Lana del Rey’s “Tropico” review

Kelsey Keranen

 by Kelsey Keranen

Lana del Rey, Shaun Ross and a unicorn walk into the Garden of Eden.

Thus begins the epileptic explosion of color and sin that was Lana del Rey’s “Tropico.”


Lana del Rey, California-born indie/baroque musician, released her long-awaited short film “Tropico” December 5, directed by Anthony Mandler.  “Tropico” was first announced by del Rey in July, and was going to be the closing of her “Born to Die” era and would supposedly tell a “tale of sin and redemption.”  It was teased through a variety of trailers posted to del Rey’s YouTube page, to the excitement of many fans.  As an avid fan of Lana del Rey myself, I had been anxiously refreshing the LDR Vevo the night before the release, my excitement mounting as the clock ticked closer to the epitomal moment when I could at last appreciate the film in all its glory.


When at last the play button appeared beneath my cursor and the campy purple-blue waves rolled across my laptop screen, I was prepared for nothing less than the best – and I was met with no disappointment.


The film, no doubt, was beautiful; the hazy lighting, the pixelated purply color scheme, the melee of 80s-inspired scenery – it all pulled together to create one gorgeous mess of pleasing aesthetics.  However, the video should’ve come with some sort of epilepsy warning – the constantly shifting scenes, some with flashing lights and fast-moving colors, were hardly bearable even for myself.  The filming technique itself certainly wasn’t my favorite, but anything for the name of art, right?


Additionally, del Rey’s original poetry was wonderful – it was dark and foreboding but at the same time sweet and innocent.  It was obviously Lana’s and was deeply reminiscent of her music, melding seamlessly with the homage to Alan Ginsberg’s “Howl;” “I saw the best minds of my generation destroyed by madness/ starving hysterical naked…”  The poetry and the selected pieces of del Rey’s (including “Body Electric,” “Bel Air,” and “Gods and Monsters”) made the film’s audio my automatic favorite.  Her acting, too, although there was little of it between the musical numbers and poetry recitations, proved to be just as good as her singing.

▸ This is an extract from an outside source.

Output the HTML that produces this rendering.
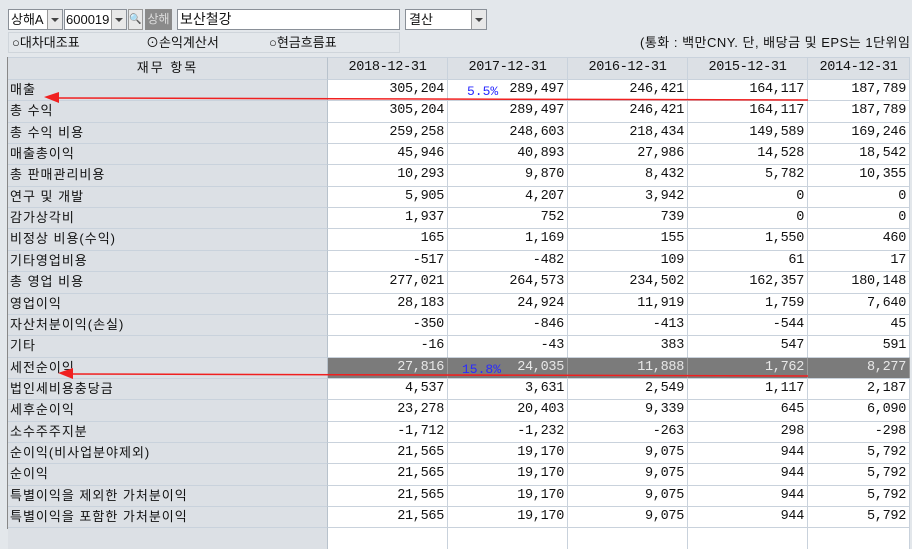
<!DOCTYPE html>
<html><head><meta charset="utf-8"><style>
body{margin:0;width:912px;height:529px;overflow:hidden;background:#e3e7eb;font-family:"Liberation Sans","Noto Sans CJK KR","NanumGothic",sans-serif;font-size:13px;color:#111;position:relative}
.a{position:absolute;box-sizing:border-box}
.box{background:#fff;border:1px solid #8a9098}
.r{position:absolute;left:8px;width:902px;height:22px}
.r div{position:absolute;top:0;height:22px;line-height:20px;box-sizing:border-box;text-align:right;padding-right:3px;border-right:1px solid #c9d2dc;border-top:1px solid #c9d2dc;background:#fff;font-family:"Liberation Mono","Noto Sans CJK KR",monospace;font-size:13.5px;letter-spacing:-0.3px}
.r .l{left:0;width:320px;text-align:left;padding-left:2px;background:#dce0e5;border-right:1px solid #b8c2cc;letter-spacing:1px;font-family:"Liberation Sans","Noto Sans CJK KR",sans-serif;font-size:13px}
.r .c1{left:320px;width:120px}.r .c2{left:440px;width:120px}.r .c3{left:560px;width:120px}.r .c4{left:680px;width:120px}.r .c5{left:800px;width:102px}
.h div{background:#dce0e5;text-align:center;padding:0}
.dk div.c1,.dk div.c2,.dk div.c3,.dk div.c4,.dk div.c5{background:#7b7b7b;color:#e8e8e8;border-right:1px solid #9a9a9a}
.dd{position:absolute;top:0;width:14px;height:19px;background:#e8e8e8;border-left:1px solid #999}
.dd:after{content:"";position:absolute;left:3px;top:8px;border:4px solid transparent;border-top:4px solid #444}
</style></head><body>
<div class="a box" style="left:8px;top:9px;width:55px;height:21px;line-height:19px;padding-left:2px">상해A<span class="dd" style="right:0"></span></div>
<div class="a box" style="left:64px;top:9px;width:63px;height:21px;line-height:19px;padding-left:1px">600019<span class="dd" style="right:0"></span></div>
<div class="a" style="left:128px;top:9px;width:15px;height:21px;background:#e8e8e8;border:1px solid #999;font-size:10px;line-height:19px;text-align:center">🔍</div>
<div class="a" style="left:145px;top:9px;width:27px;height:21px;background:#8a8a8a;color:#ddd;font-size:12px;line-height:21px;text-align:center">상해</div>
<div class="a box" style="left:177px;top:9px;width:223px;height:21px;line-height:19px;padding-left:2px;font-size:14px">보산철강</div>
<div class="a box" style="left:405px;top:9px;width:82px;height:21px;line-height:19px;padding-left:3px">결산<span class="dd" style="right:0"></span></div>
<div class="a" style="left:8px;top:32px;width:392px;height:21px;border:1px solid #cfd5db;line-height:20px">
<span class="a" style="left:3px">○대차대조표</span><span class="a" style="left:137px">⊙손익계산서</span><span class="a" style="left:260px">○현금흐름표</span></div>
<div class="a" style="left:640px;top:34px;white-space:nowrap;line-height:18px;letter-spacing:0.5px">(통화 : 백만CNY. 단, 배당금 및 EPS는 1단위임</div>
<div class="r h" style="top:57px"><div class="l" style="text-align:center;padding:0;letter-spacing:2px">재무 항목</div><div class="c1">2018-12-31</div><div class="c2">2017-12-31</div><div class="c3">2016-12-31</div><div class="c4">2015-12-31</div><div class="c5">2014-12-31</div></div>
<div class="r" style="top:79px"><div class="l">매출</div><div class="c1">305,204</div><div class="c2">289,497</div><div class="c3">246,421</div><div class="c4">164,117</div><div class="c5">187,789</div></div>
<div class="r" style="top:100px"><div class="l">총 수익</div><div class="c1">305,204</div><div class="c2">289,497</div><div class="c3">246,421</div><div class="c4">164,117</div><div class="c5">187,789</div></div>
<div class="r" style="top:122px"><div class="l">총 수익 비용</div><div class="c1">259,258</div><div class="c2">248,603</div><div class="c3">218,434</div><div class="c4">149,589</div><div class="c5">169,246</div></div>
<div class="r" style="top:143px"><div class="l">매출총이익</div><div class="c1">45,946</div><div class="c2">40,893</div><div class="c3">27,986</div><div class="c4">14,528</div><div class="c5">18,542</div></div>
<div class="r" style="top:164px"><div class="l">총 판매관리비용</div><div class="c1">10,293</div><div class="c2">9,870</div><div class="c3">8,432</div><div class="c4">5,782</div><div class="c5">10,355</div></div>
<div class="r" style="top:186px"><div class="l">연구 및 개발</div><div class="c1">5,905</div><div class="c2">4,207</div><div class="c3">3,942</div><div class="c4">0</div><div class="c5">0</div></div>
<div class="r" style="top:207px"><div class="l">감가상각비</div><div class="c1">1,937</div><div class="c2">752</div><div class="c3">739</div><div class="c4">0</div><div class="c5">0</div></div>
<div class="r" style="top:228px"><div class="l">비정상 비용(수익)</div><div class="c1">165</div><div class="c2">1,169</div><div class="c3">155</div><div class="c4">1,550</div><div class="c5">460</div></div>
<div class="r" style="top:250px"><div class="l">기타영업비용</div><div class="c1">-517</div><div class="c2">-482</div><div class="c3">109</div><div class="c4">61</div><div class="c5">17</div></div>
<div class="r" style="top:271px"><div class="l">총 영업 비용</div><div class="c1">277,021</div><div class="c2">264,573</div><div class="c3">234,502</div><div class="c4">162,357</div><div class="c5">180,148</div></div>
<div class="r" style="top:293px"><div class="l">영업이익</div><div class="c1">28,183</div><div class="c2">24,924</div><div class="c3">11,919</div><div class="c4">1,759</div><div class="c5">7,640</div></div>
<div class="r" style="top:314px"><div class="l">자산처분이익(손실)</div><div class="c1">-350</div><div class="c2">-846</div><div class="c3">-413</div><div class="c4">-544</div><div class="c5">45</div></div>
<div class="r" style="top:335px"><div class="l">기타</div><div class="c1">-16</div><div class="c2">-43</div><div class="c3">383</div><div class="c4">547</div><div class="c5">591</div></div>
<div class="r dk" style="top:357px"><div class="l">세전순이익</div><div class="c1">27,816</div><div class="c2">24,035</div><div class="c3">11,888</div><div class="c4">1,762</div><div class="c5">8,277</div></div>
<div class="r" style="top:378px"><div class="l">법인세비용충당금</div><div class="c1">4,537</div><div class="c2">3,631</div><div class="c3">2,549</div><div class="c4">1,117</div><div class="c5">2,187</div></div>
<div class="r" style="top:399px"><div class="l">세후순이익</div><div class="c1">23,278</div><div class="c2">20,403</div><div class="c3">9,339</div><div class="c4">645</div><div class="c5">6,090</div></div>
<div class="r" style="top:421px"><div class="l">소수주주지분</div><div class="c1">-1,712</div><div class="c2">-1,232</div><div class="c3">-263</div><div class="c4">298</div><div class="c5">-298</div></div>
<div class="r" style="top:442px"><div class="l">순이익(비사업분야제외)</div><div class="c1">21,565</div><div class="c2">19,170</div><div class="c3">9,075</div><div class="c4">944</div><div class="c5">5,792</div></div>
<div class="r" style="top:463px"><div class="l">순이익</div><div class="c1">21,565</div><div class="c2">19,170</div><div class="c3">9,075</div><div class="c4">944</div><div class="c5">5,792</div></div>
<div class="r" style="top:485px"><div class="l">특별이익을 제외한 가처분이익</div><div class="c1">21,565</div><div class="c2">19,170</div><div class="c3">9,075</div><div class="c4">944</div><div class="c5">5,792</div></div>
<div class="r" style="top:506px"><div class="l">특별이익을 포함한 가처분이익</div><div class="c1">21,565</div><div class="c2">19,170</div><div class="c3">9,075</div><div class="c4">944</div><div class="c5">5,792</div></div>
<div class="r" style="top:527px"><div class="l"></div><div class="c1"></div><div class="c2"></div><div class="c3"></div><div class="c4"></div><div class="c5"></div></div>
<div class="a" style="left:7px;top:57px;width:1px;height:472px;background:#888"></div>
<div class="a" style="left:467px;top:84px;color:#2a2aff;font-size:13px;font-family:'Liberation Mono',monospace">5.5%</div>
<div class="a" style="left:462px;top:362px;color:#2a2aff;font-size:13px;font-family:'Liberation Mono',monospace">15.8%</div>
<svg class="a" style="left:0;top:0" width="912" height="529">
<line x1="58" y1="98" x2="808" y2="100" stroke="#f02020" stroke-width="1.5"/>
<polygon points="44,97 59,92 59,103" fill="#f02020"/>
<line x1="72" y1="374" x2="808" y2="376" stroke="#f02020" stroke-width="1.5"/>
<polygon points="58,373 73,368 73,379" fill="#f02020"/>
</svg>
</body></html>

Despite some slight absurdities, i/e the holy couple ascending into the air in a Grease-esque end scene and the unlikely quartet (Marilyn Monroe, Elvis Presley, Jesus, and John Wayne) chilling in the Garden of Eden, I was ultimately impressed by the film’s concluding meaning.  Del Rey, who plays a wayward Eve, is tricked into dirtying her soul and spends her life gallivanting through the city of angels with her slightly disconcerting Adam.  Upon the film’s finale (the aforementioned holy ascension) the duo strip themselves of their impurities (in this case, black clothing) and don the white garb of spiritual cleanliness.


However, this film isn’t for everyone – it’s explicit for a reason, kids.  Trippy scenes, skeevy businessmen, violent shootings and sad-looking strippers frequent the film.  Think twice before watching “Tropico” if any of the latter will prove bothersome to your well being.

“Tropico” was pretty sweet, as far as music-centered campy films with purple and blue color schemes go.  If you’re feeling the whole cowboys and unicorns hanging out in the Garden of Eden thing, or you just really love Lana del Rey (because let’s be honest, we all love Lana del Rey), set aside a little part of your break for this really weird yet strangely beautiful and satisfying short film.